Wild animals are exploited and abused for visitor selfies fuelled by Instagram and other social media. You can commit to help filter cruelty out of selfies
Help filter suffering out of wildlife selfies
Most visitors who take photos with wildlife love animals. During once-in-a-lifetime trips to destinations, it’s understandable that they’d want to take a snap with a koala for Facebook, or post a picture with a tiger on Instagram.
But if they knew about the suffering these animals endure for this type of photo opportunity, they’d put their phones and cameras away.
Many people envy friends who post selfies of themselves hugging or holding wild animals, which sadly encourages more people to take their own photos. This continues the ongoing suffering and cruelty for wildlife.
Right now, as the tourism industry suffers a downturn due to the coronavirus pandemic, the wildlife selfie madness has come to a halt and many animals are at risk of going hungry.
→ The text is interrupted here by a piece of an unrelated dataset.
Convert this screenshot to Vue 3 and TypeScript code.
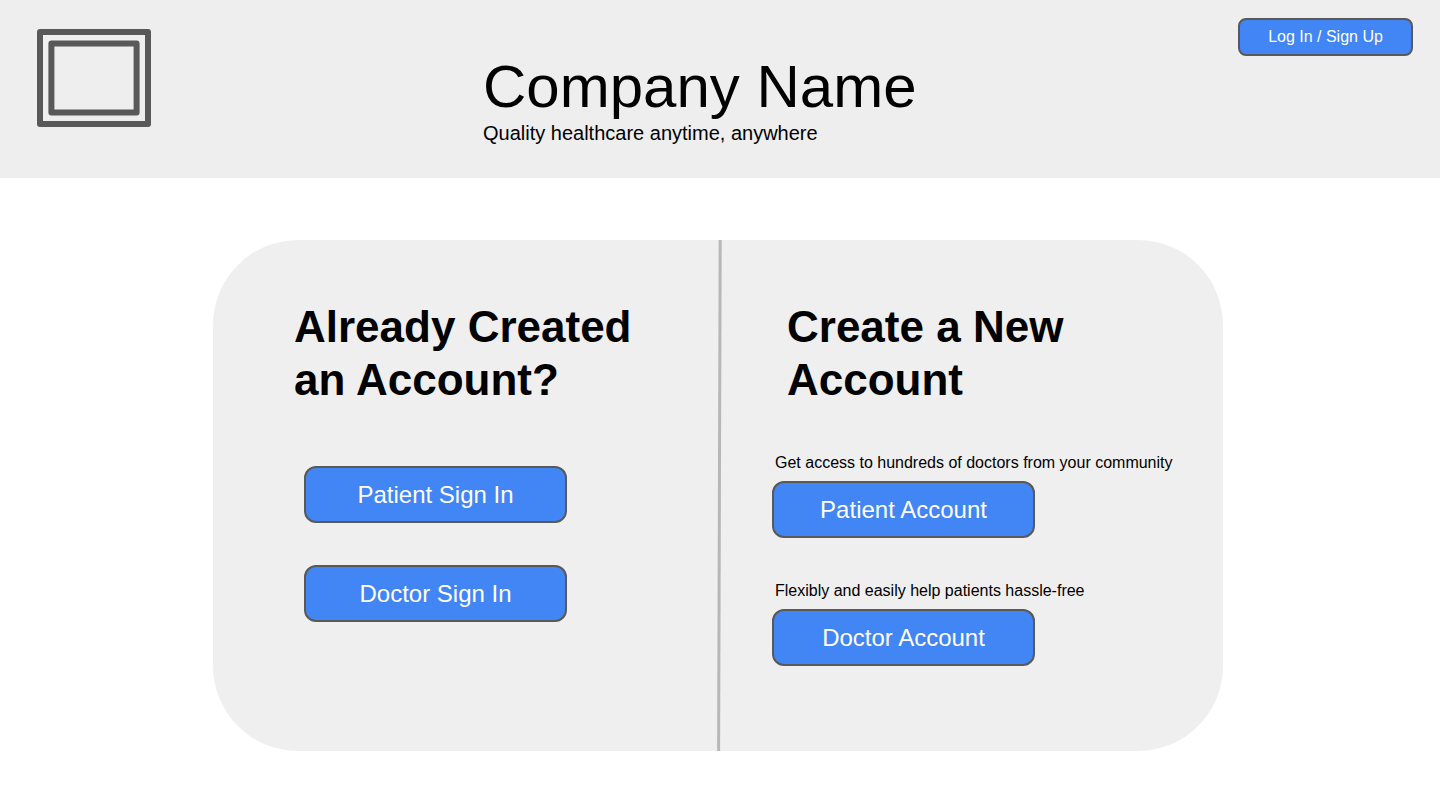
<script setup lang="ts">
interface Option {
  label: string
  note?: string
}

interface Panel {
  id: string
  title: string
  options: Option[]
}

const panels: Panel[] = [
  {
    id: 'sign-in',
    title: 'Already Created an Account?',
    options: [{ label: 'Patient Sign In' }, { label: 'Doctor Sign In' }],
  },
  {
    id: 'create',
    title: 'Create a New Account',
    options: [
      { label: 'Patient Account', note: 'Get access to hundreds of doctors from your community' },
      { label: 'Doctor Account', note: 'Flexibly and easily help patients hassle-free' },
    ],
  },
]
</script>

<template>
  <div class="page">
    <header class="header">
      <svg class="logo" viewBox="0 0 114 98" role="img" aria-label="Company logo">
        <rect x="3" y="3" width="108" height="92" fill="#efefef" />
        <rect x="14.4" y="14.5" width="85.2" height="69" fill="#eeeeee" />
      </svg>
      <div class="brand">
        <h1>Company Name</h1>
        <p>Quality healthcare anytime, anywhere</p>
      </div>
      <button class="btn login" type="button">Log In / Sign Up</button>
    </header>

    <main class="main">
      <div class="card">
        <section v-for="panel in panels" :key="panel.id" class="panel" :class="panel.id" :aria-labelledby="panel.id">
          <h2 :id="panel.id">{{ panel.title }}</h2>
          <div class="options">
            <div v-for="option in panel.options" :key="option.label" class="option">
              <p v-if="option.note" :id="option.label.replace(' ', '-')" class="note">{{ option.note }}</p>
              <button
                class="btn large"
                type="button"
                :aria-describedby="option.note ? option.label.replace(' ', '-') : undefined"
              >
                {{ option.label }}
              </button>
            </div>
          </div>
        </section>
        <svg class="divider" viewBox="0 0 6 512" preserveAspectRatio="none" aria-hidden="true">
          <line x1="4.2" y1="0" x2="2.6" y2="512" stroke="#b7b7b7" stroke-width="3" />
        </svg>
      </div>
    </main>
  </div>
</template>

<style>
body {
  background: #ffffff;
}
</style>

<style scoped>
.page {
  font-family: "Liberation Sans", Arial, sans-serif;
  color: #000000;
}

h1,
h2,
p {
  margin: 0;
}

.header {
  display: grid;
  grid-template-columns: 1fr 1fr 1fr;
  align-items: start;
  background: #eeeeee;
}

.logo {
  width: 114px;
  height: 98px;
  margin: 29px 0 0 37px;
  stroke: #595959;
  stroke-width: 6;
  stroke-linejoin: round;
}

.brand {
  padding: 53px 0 33px 3px;
  white-space: nowrap;
}

h1 {
  font-size: 60px;
  line-height: 68px;
  font-weight: 400;
}

.brand p {
  font-size: 20px;
  line-height: 24px;
}

.btn {
  display: block;
  box-sizing: border-box;
  padding: 0;
  border: 2px solid #595959;
  background: #4285f4;
  color: #ffffff;
  font-family: inherit;
  cursor: pointer;
}

.login {
  justify-self: end;
  width: 175px;
  height: 38px;
  margin: 18px 27px 0 0;
  border-radius: 8px;
  font-size: 16px;
}

.main {
  padding: 62px 217px 59px 213px;
}

.card {
  position: relative;
  display: grid;
  grid-template-columns: 1fr 1fr;
  padding: 60px 0 85px;
  border-radius: 85px;
  background: #efefef;
}

h2 {
  max-width: 350px;
  font-size: 44px;
  line-height: 53px;
  font-weight: 700;
}

.sign-in h2 {
  margin: 0 0 60px 81px;
}

.create h2 {
  margin: 0 0 46px 69px;
}

.options {
  display: flex;
  flex-direction: column;
  gap: 42px;
}

.sign-in .options {
  margin-left: 91px;
}

.create .options {
  margin-left: 54px;
}

.note {
  padding: 0 0 7px 3px;
  font-size: 16px;
  line-height: 22px;
}

.large {
  width: 263px;
  height: 57px;
  border-radius: 12px;
  font-size: 24px;
}

.divider {
  position: absolute;
  top: 0;
  left: 50%;
  width: 6px;
  height: 100%;
  margin-left: -2px;
  overflow: visible;
}
</style>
And thousands more risk being forgotten about and left to suffer in cruel captivity.
But, with ongoing help from supporters like you, we’re working to ensure animals in tourism venues remain fed and cared for during this current crisis.
Amongst the 34 billion images posted by millions of people on Instagram, our initial investigation showed there were tens of thousands of cruel selfies on Instagram taken with wild animals. Sadly, sharing cruel wildlife selfies on social media encourages more people to take their own photos. This continues the ongoing suffering and cruelty towards wildlife. Don’t be part of this ugly picture.
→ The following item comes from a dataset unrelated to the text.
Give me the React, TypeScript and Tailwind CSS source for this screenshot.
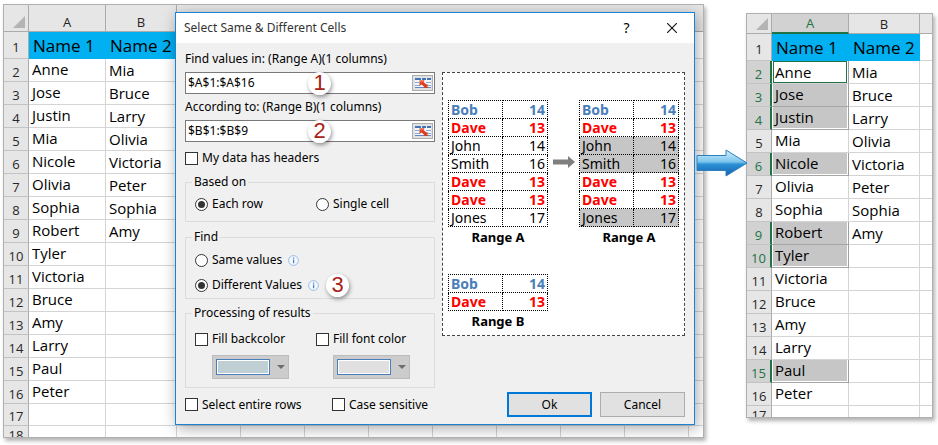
import { useState } from "react";
import type { ReactNode } from "react";
import clsx from "clsx";

const columnA = [
  "Anne", "Jose", "Justin", "Mia", "Nicole", "Olivia", "Sophia", "Robert",
  "Tyler", "Victoria", "Bruce", "Amy", "Larry", "Paul", "Peter",
];
const columnB = ["Mia", "Bruce", "Larry", "Olivia", "Victoria", "Peter", "Sophia", "Amy"];

// first and last row of each selected block in column A
const selection = [
  [2, 4],
  [6, 6],
  [9, 10],
  [15, 15],
];

const rangeA = [
  ["Bob", "14"],
  ["Dave", "13"],
  ["John", "14"],
  ["Smith", "16"],
  ["Dave", "13"],
  ["Dave", "13"],
  ["Jones", "17"],
];

function SheetTable({
  lastRow,
  extra,
  selected = [],
  className,
  headClass,
}: {
  lastRow: number;
  extra: number;
  selected?: number[][];
  className: string;
  headClass: string;
}) {
  const rows = Array.from({ length: lastRow }, (_, i) => i + 1);
  const isSelected = (row: number) => selected.some(([a, b]) => row >= a && row <= b);
  const isBlockEnd = (row: number) => selected.some(([, b]) => row === b);
  const blanks = Array.from({ length: extra });

  return (
    <table className={clsx("table-fixed border-separate border-spacing-0 text-left", className)}>
      <colgroup>
        <col className="w-[25px]" />
        <col className="w-[77px]" />
        <col className="w-[71px]" />
        {blanks.map((_, i) => (
          <col key={i} className="w-[64px]" />
        ))}
      </colgroup>
      <thead>
        <tr className={headClass}>
          <td className="border-r border-b border-[#ababab] bg-[#e6e6e6] p-0 align-bottom">
            <svg viewBox="0 0 12 12" className="mb-[3px] ml-[9px] size-3">
              <path d="M12 0V12H0z" fill="#b4b4b4" />
            </svg>
          </td>
          <th
            scope="col"
            className={clsx(
              "border-r border-r-[#ababab] p-0 text-center align-bottom text-[13px] leading-[18px] font-normal",
              selected.length > 0
                ? "border-b-2 border-b-[#217346] bg-[#d2d2d2] text-[#217346]"
                : "border-b border-b-[#ababab] bg-[#e6e6e6] text-[#262626]",
            )}
          >
            A
          </th>
          <th
            scope="col"
            className="border-r border-b border-[#ababab] bg-[#e6e6e6] p-0 text-center align-bottom text-[13px] leading-[18px] font-normal text-[#262626]"
          >
            B
          </th>
          {blanks.map((_, i) => (
            <td key={i} className="border-b border-[#ababab] bg-[#e6e6e6]" />
          ))}
        </tr>
      </thead>
      <tbody>
        {rows.map((row) => {
          const last = row === lastRow;
          const on = isSelected(row);
          const height = row === 1 ? "h-[27px]" : last ? "h-[11px]" : row === 17 ? "h-[22px]" : "h-[23px]";
          return (
            <tr key={row} className={height}>
              <th
                scope="row"
                className={clsx(
                  "p-0 text-center text-[13px] font-normal",
                  on
                    ? "border-r-2 border-r-[#217346] bg-[#d2d2d2] text-[#217346]"
                    : "border-r border-r-[#ababab] bg-[#e6e6e6] text-[#262626]",
                  !last && "border-b border-b-[#c3c3c3]",
                )}
              >
                <div className={clsx("overflow-hidden", last ? "h-[11px] leading-[18px]" : "pt-[3px] leading-4")}>
                  {row}
                </div>
              </th>
              {row === 1 ? (
                <>
                  <td className="bg-[#00b0f0] p-0 pl-1 text-[17px] leading-6 whitespace-nowrap">Name 1</td>
                  <td className="bg-[#00b0f0] p-0 pl-1 text-[17px] leading-6 whitespace-nowrap">Name 2</td>
                </>
              ) : (
                <>
                  <td
                    className={clsx(
                      "border-r p-0 text-[15px] leading-5",
                      !last && "border-b",
                      on ? "border-r-[#a0a0a0]" : "border-r-[#d4d4d4]",
                      isBlockEnd(row) || (on && row > 2) ? "border-b-[#a6a6a6]" : "border-b-[#d4d4d4]",
                    )}
                  >
                    <div
                      className={clsx(
                        on && row === 2 && "mx-px border border-[#217346] pl-px leading-5",
                        on && row !== 2 && "ml-px border-r border-white bg-[#c6c6c6] pl-[2px]",
                        isBlockEnd(row) && "border-b",
                        !on && "pl-[3px]",
                        !last && row !== 17 && "h-[22px]",
                      )}
                    >
                      {columnA[row - 2]}
                    </div>
                  </td>
                  <td
                    className={clsx(
                      "border-r border-[#d4d4d4] p-0 pl-[3px] text-[15px] leading-5",
                      !last && "border-b",
                    )}
                  >
                    {columnB[row - 2]}
                  </td>
                </>
              )}
              {blanks.map((_, i) => (
                <td key={i} className={clsx("border-r border-[#d4d4d4]", !last && "border-b")} />
              ))}
            </tr>
          );
        })}
      </tbody>
    </table>
  );
}

function Badge({ children, className }: { children: ReactNode; className?: string }) {
  return (
    <span
      className={clsx(
        "flex size-[23px] items-center justify-center rounded-full bg-white font-['Liberation_Sans',sans-serif] text-[22px] leading-none text-[#a82314] shadow-[1px_2px_4px_rgba(0,0,0,0.4)]",
        className,
      )}
    >
      {children}
    </span>
  );
}

function RangeField({
  id,
  label,
  initial,
  step,
}: {
  id: string;
  label: string;
  initial: string;
  step: string;
}) {
  const [value, setValue] = useState(initial);
  return (
    <div className="flex flex-col gap-[5px]">
      <label htmlFor={id}>{label}</label>
      <div className="relative flex h-[22px] items-center border border-[#7a7a7a] bg-white pr-px">
        <input
          id={id}
          value={value}
          onChange={(e) => setValue(e.target.value)}
          className="min-w-0 flex-1 pl-[2px] outline-none"
        />
        <button
          type="button"
          aria-label="Pick range"
          className="flex h-4 w-[21px] items-center justify-center border border-[#adadad] bg-[#e1e1e1]"
        >
          <svg viewBox="0 0 16 12" className="h-3 w-4">
            <path d="M0 1h16v10H0z" fill="#f3f7fc" />
            <path d="M0 1h6v2H0zM7 1h4v2H7zM12 1h4v2h-4z" fill="#4573b8" />
            <path d="M0 5h4v1H0zM11 5h5v1h-5zM0 8h5v1H0zM12 8h4v1h-4z" fill="#86a8d6" />
            <path d="M0 10h16v1H0z" fill="#5f87c2" />
            <path d="M4.500 3.500h5l-1 1.500 3 2.500 1-.5v4h-4l.7-1.200-2.700-2.300-2 1.500z" fill="#dc3f1f" />
            <path d="M4.500 3.500h5L6.500 6z" fill="#ee6a48" />
          </svg>
        </button>
        <Badge className="absolute left-[122px]">{step}</Badge>
      </div>
    </div>
  );
}

function CheckOption({ label }: { label: string }) {
  return (
    <label className="flex items-center gap-1">
      <input type="checkbox" className="size-[13px] appearance-none border border-[#333] bg-white checked:bg-[#333]" />
      {label}
    </label>
  );
}

function RadioOption({ name, label, checked }: { name: string; label: string; checked?: boolean }) {
  return (
    <label className="flex items-center gap-1">
      <input
        type="radio"
        name={name}
        defaultChecked={checked}
        className="flex size-[13px] appearance-none items-center justify-center rounded-full border border-[#333] bg-white before:size-[7px] before:rounded-full checked:before:bg-[#333]"
      />
      {label}
    </label>
  );
}

function InfoIcon() {
  return (
    <svg viewBox="0 0 12 12" className="ml-[6px] size-[11px]">
      <circle cx="6" cy="6" r="5.3" fill="#f6faff" stroke="#8fb4e3" />
      <path d="M5.4 5h1.4v4H5.4zM5.4 2.8h1.4v1.3H5.4z" fill="#4a7fc9" />
    </svg>
  );
}

function ColorButton({ label, fill }: { label: string; fill: string }) {
  return (
    <button
      type="button"
      aria-label={label}
      className="ml-[17px] flex h-6 w-[77px] items-center border border-[#bcbcbc] bg-[#cccccc] pl-[3px]"
    >
      <span className={clsx("h-4 w-[54px] border border-[#4a7ebb] ring-1 ring-white ring-inset", fill)} />
      <svg viewBox="0 0 8 4" className="ml-[7px] h-1 w-2">
        <path d="M0 0h8L4 4z" fill="#6d6d6d" />
      </svg>
    </button>
  );
}

function Group({ title, className, children }: { title: string; className: string; children: ReactNode }) {
  return (
    <fieldset className={clsx("border border-[#dcdcdc] px-[9px]", className)}>
      <legend className="-ml-[3px] px-[2px]">{title}</legend>
      {children}
    </fieldset>
  );
}

function MiniTable({ rows, caption, marked }: { rows: string[][]; caption: string; marked?: boolean }) {
  return (
    <table className="w-[100px] table-fixed border-collapse text-sm leading-4">
      <caption className="caption-bottom pt-[2px] text-[13px] font-bold">{caption}</caption>
      <tbody>
        {rows.map(([name, value], i) => {
          const tone =
            name === "Bob" ? "font-bold text-[#4a7ebb]" : name === "Dave" ? "font-bold text-[#ff0000]" : "";
          const shade = marked && tone === "" ? "bg-[#c6c6c6]" : "";
          return (
            <tr key={i} className={clsx("h-[18px]", tone, shade)}>
              <td className="w-[54px] border border-dotted border-black p-0 pl-[2px]">{name}</td>
              <td className="border border-dotted border-black p-0 pr-[2px] text-right">{value}</td>
            </tr>
          );
        })}
      </tbody>
    </table>
  );
}

function Dialog() {
  return (
    <div
      role="dialog"
      aria-labelledby="dialog-title"
      className="absolute top-[7px] right-2 left-[171px] border border-[#1883d7] bg-[#f0f0f0] font-['Noto_Sans',sans-serif] text-xs leading-4 shadow-[2px_3px_14px_rgba(0,0,0,0.35)]"
    >
      <div className="flex h-[30px] items-center bg-white pl-2">
        <h1 id="dialog-title" className="flex-1 text-[#333]">
          Select Same &amp; Different Cells
        </h1>
        <button type="button" aria-label="Help" className="w-[45px] text-center text-sm">
          ?
        </button>
        <button type="button" aria-label="Close" className="flex w-[45px] justify-center">
          <svg viewBox="0 0 10 10" className="size-[10px]" stroke="#111" strokeWidth="1.1">
            <path d="M0 0l10 10M10 0L0 10" />
          </svg>
        </button>
      </div>

      <div className="flex gap-[7px] px-[9px] pt-2">
        <div className="w-[250px]">
          <div className="flex flex-col gap-[5px]">
            <RangeField id="range-a" label="Find values in: (Range A)(1 columns)" initial="$A$1:$A$16" step="1" />
            <RangeField id="range-b" label="According to: (Range B)(1 columns)" initial="$B$1:$B$9" step="2" />
          </div>
          <div className="mt-2 mb-2 flex">
            <CheckOption label="My data has headers" />
          </div>
          <Group title="Based on" className="pt-[6px] pb-[9px]">
            <div className="grid grid-cols-[121px_1fr]">
              <RadioOption name="based" label="Each row" checked />
              <RadioOption name="based" label="Single cell" />
            </div>
          </Group>
          <Group title="Find" className="mt-[7px] pt-[7px] pb-[5px]">
            <div className="flex flex-col gap-[9px]">
              <div className="flex items-center">
                <RadioOption name="find" label="Same values" />
                <InfoIcon />
              </div>
              <div className="relative flex items-center">
                <RadioOption name="find" label="Different Values" checked />
                <InfoIcon />
                <Badge className="absolute left-[131px]">3</Badge>
              </div>
            </div>
          </Group>
          <Group title="Processing of results" className="mt-[6px] pt-[10px] pb-2">
            <div className="grid grid-cols-[121px_1fr] gap-y-2">
              <CheckOption label="Fill backcolor" />
              <CheckOption label="Fill font color" />
              <ColorButton label="Backcolor" fill="bg-[#bfcfd3]" />
              <ColorButton label="Font color" fill="bg-[#e0e0e0]" />
            </div>
          </Group>
        </div>

        <div className="mt-[21px] flex-1 self-start border border-dashed border-[#444] bg-white px-[5px] pt-[27px] pb-[6px]">
          <div className="flex justify-between">
            <MiniTable rows={rangeA} caption="Range A" />
            <svg viewBox="0 0 22 12" className="mt-14 h-3 w-[22px]">
              <path d="M0 3.500h15V0l7 6-7 6V8.500H0z" fill="#7f7f7f" />
            </svg>
            <MiniTable rows={rangeA} caption="Range A" marked />
          </div>
          <div className="mt-[29px]">
            <MiniTable rows={rangeA.slice(0, 2)} caption="Range B" />
          </div>
        </div>
      </div>

      <div className="flex items-center px-[9px] pt-1 pb-[7px]">
        <div className="grid flex-1 grid-cols-[147px_1fr]">
          <CheckOption label="Select entire rows" />
          <CheckOption label="Case sensitive" />
        </div>
        <div className="flex gap-2">
          <button type="button" className="h-[25px] w-[85px] border-2 border-[#0078d7] bg-[#e1e1e1]">
            Ok
          </button>
          <button type="button" className="h-[25px] w-[85px] border border-[#adadad] bg-[#e1e1e1]">
            Cancel
          </button>
        </div>
      </div>
    </div>
  );
}

export default function App() {
  return (
    <div className="flex min-h-screen items-start gap-[42px] bg-white pt-1 pr-[5px] pl-[3px] font-['Open_Sans','Noto_Sans',sans-serif] text-black">
      <div className="relative min-w-0 flex-1 overflow-hidden border border-[#b0b0b0] shadow-[2px_3px_4px_rgba(0,0,0,0.3)]">
        <SheetTable lastRow={18} extra={9} className="w-[749px]" headClass="h-[27px]" />
        <Dialog />
      </div>

      <div className="relative mt-[9px] w-[187px]">
        <div className="overflow-hidden border border-[#b0b0b0] shadow-[2px_3px_4px_rgba(0,0,0,0.3)]">
          <SheetTable lastRow={17} extra={1} selected={selection} className="w-[237px]" headClass="h-5" />
        </div>
        <svg viewBox="0 0 52 28" className="absolute top-[136px] -left-[50px] h-7 w-[52px]">
          <defs>
            <linearGradient id="arrow-fill" x1="0" y1="0" x2="0" y2="1">
              <stop offset="0" stopColor="#d5f1fb" />
              <stop offset="0.45" stopColor="#7cc6ec" />
              <stop offset="0.55" stopColor="#2b90d4" />
              <stop offset="1" stopColor="#1560b0" />
            </linearGradient>
          </defs>
          <path d="M1 6.500H30V1L51 14 30 27V21.500H1z" fill="url(#arrow-fill)" stroke="#2f7fbf" />
        </svg>
      </div>
    </div>
  );
}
Together we moved Instagram
In December 2017, our Wildlife Selfie Code campaign was so successful that it influenced Instagram, one of the biggest social media sites, to educate its users around the suffering wildlife selfies can cause to animals.
Thanks to the 250,000 people who signed up to our Wildlife Selfie Code! Together, we were able to move Instagram to launch a new 'content advisory page', to educate users about the issues these photos cause for wild animals. Now, when any of Instagram’s 800 million users search hashtags like #koalaselfie and #slothselfie, which could be associated with harmful interactions with animals, they are warned about the dangers of this trend.
Together we’re filtering cruelty out of more pictures every day.